Daily Glass: Wine Happenings – Georgian Wines and more

15.04.2013. Every week (or almost every week) I think that I should start writing a summary post similar to what Jeff at therunkenccyclist does so well – once a week he produces a summary of the wines he had during the past week (here is an example of his recent post), which I think is a great way to round up your experiences.

My “Daily Glass” designation was supposed to be [almost] a daily summary for me, but as you know, things don’t always work in life as we think they should. Nevertheless, the week which is ending today was very “wine eventful” hence I’m sharing those wine happenings with you.

  

<...> Now, let’s get to the subject of this post and talk about Georgian and new French wines I discovered.  Last Friday I stopped at  the tasting at Fairway Market in Stamford, where Michael from importing company called Corus was presenting new Georgina wines.  There were four wines included in the tasting, three of them definitely standouts.

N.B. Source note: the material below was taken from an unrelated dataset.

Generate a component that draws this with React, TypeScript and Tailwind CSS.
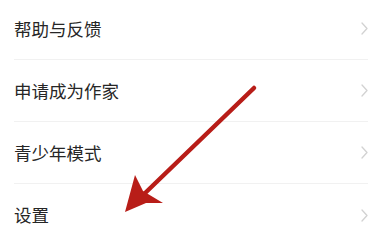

2012 Marani Mtsavane is made out of 100% of indigenous Mtsvane grape – very dry, more reminiscent of Muscadet than anything else, with cutting acidity. Will be perfectly refreshing wine for the summer day, also will be very appropriate every time you will decide to serve oysters. Drinkability: 7+

2005 Wine Man Mukuzani – this wine is made out of 100% Saperavi grapes, also grown in one single place – village of Mukuzani. This wine is made by David Maisuradze, who makes amazing wines – here is my post mentioning couple of his wines I tasted before. When I took a first sip, my first  thought was about dramatic difference this wine had with the 2005 El Maset I just had a few days ago (both wines are from 2005) – silky smooth, perfect dark fruit, cherries, blackberries, round tannins and balancing acidity – overall, a wine of perfect harmony. Drinkability: 8

2009 Wine Man Kinzmarauli – Kindzmarauli is one of the most famous Georgian wines. Because it was so famous before, you can’t even imagine the amount of fake insipid concoction which arrived to US about 10-15 years ago, knowing that Russian ex-patriots will buy anything under that name. When people realized that they had been doped, the wine lost its appeal and now have to slowly work up its reputation. Kindzmarauli is also made out of 100% Saperavi grapes, but it is semi-sweet. The fake Kindzmarauli wines had nothing but the sugar in them. When you taste this 2009 Kindzmarauli, you actually first get the perfect dry grape underpinning, and then the residual sweetness comes in. Excellent wine to serve with cheese – I think it might even beat Port when served next to Stilton. Drinkability: 8-   <...>

Source (abridged)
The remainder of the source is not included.